Before I go further, though, let me say that I don’t really like receiving gifts. So if you think you might want to give me one for any occasion, don’t. But if you have, yay! Presents!
Okay, focus. Gotta get to the point.
I feel like Jeff really knows me. I’ve felt this way from when we first became friends. I didn’t have a car in Auburn for a while, so he sometimes picked me up to drive me to church-group events and the grocery store and stuff. One time, on the way to a Christmas party, he started singing along with the radio in his not-so-great singing voice. And so did I! My biggest insecurity is definitely singing. If you were in my high school, you may remember me crying in music class when we had to sing individually, fleeing the classroom, and futilely trying to explain to Professor Bode what exactly is so bad about singing with other people in the room. But in any case, I sang in the car with Jeff when we were practically just still acquaintances.
And his gift-giving! Wow! Some notable presents he’s given me: hooded sweatshirt, electric blanket, sweatpants (apparently I sometimes like to be warm), Mt. Dew, yoga video, weights, pull-up bar, screwdriver (that was a wedding present. So romantic.), chapstick, derby tights, candy corn, spatulas, can opener (this was in grad school.
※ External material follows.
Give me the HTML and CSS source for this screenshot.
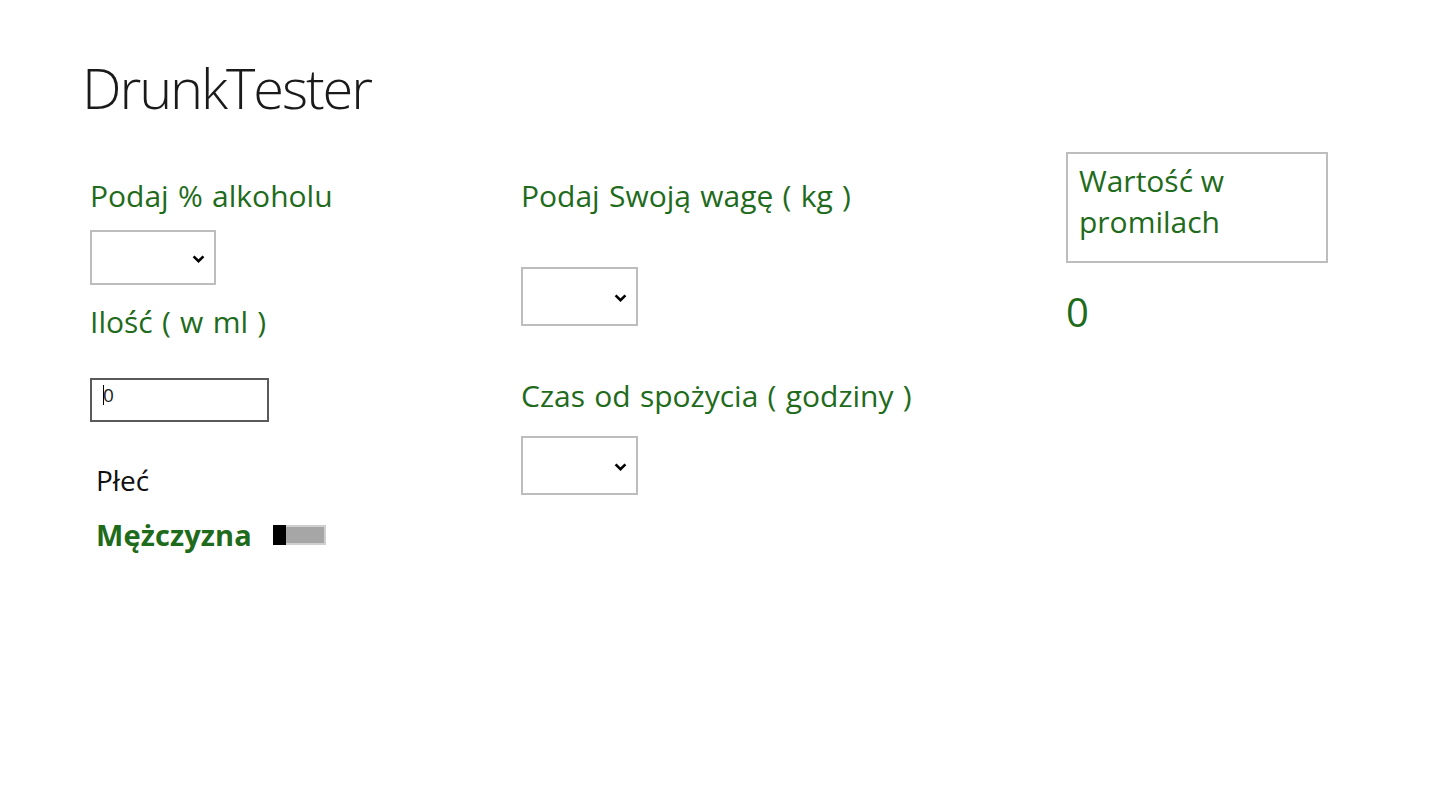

Strangely, we got each other can openers that year!), and yarn.
Those are things that I appreciate.
Compare with gifts given to me by guys I dated in the past or guys who admired me from not-afar-enough, in my opinion. Necklaces. Necklaces, necklaces, necklaces. The occasional bracelet to break up the monotony. Now, in middle school, I can see where a guy might think giving a girl a necklace is a good idea. You know, commercials and whatnot advancing that idea. But by high school, and college, certainly, it seems a guy would want to give a gift that a girl might appreciate. And I am not now and never have been a girl who appreciates necklaces. Though I turned them down or accepted the gifts when pressed, dashing their romantic hopes all the while, as graciously as possible.
And, the worst––a guy I dated a long time, like a year, maybe, in college, gave me a pink silk Victoria’s Secret robe (though he knew he would never see me wear it. That just wasn’t going to happen even if I did like it). Worst present ever. (I should have known. This same guy thought I should lose weight, when I weighed 130, and I’m 5’10”, and he “subtly” hinted a couple times that I should get a French tip manicure. Does that sound like me?) This is an example of someone who does not know me. And after our years-long friendship and many months of dating, that doesn’t speak well to his skills of observation. Nice guy, though.
But let me say that Jeff’s not cheap. His gifts are amazing because he really does know what a Brigitte wants. (Example of his not-cheap-ness: My engagement ring is some fancy expensive diamond. I couldn’t tell you the specs, but I know it’s the sparkly cut and the more-white-than-yellow grade… or type… or whatever. It’s fancy and I’m sure more expensive than my first two cars (though of course the cost is a secret). I thought it was fake when he proposed, because it’s that nice.)
Jeff’s amazing skills in gift-giving also give the gift of humor: Sometimes people ask what he got me for Christmas, and their reactions are funny. For example, last year was the yoga video and weights. Someone, prepared to be horrified, asked if Jeff was worried I would gain too much weight while pregnant. I guess an outsider might be led to believe that he was not-so-subtly telling me to work out. Ha ha. I’m not sure she believed me that the gift was exactly what I wanted. The look on her face before I explained!
So, yeah, it sure is nice to be married to someone who really knows me. And knows how to show it.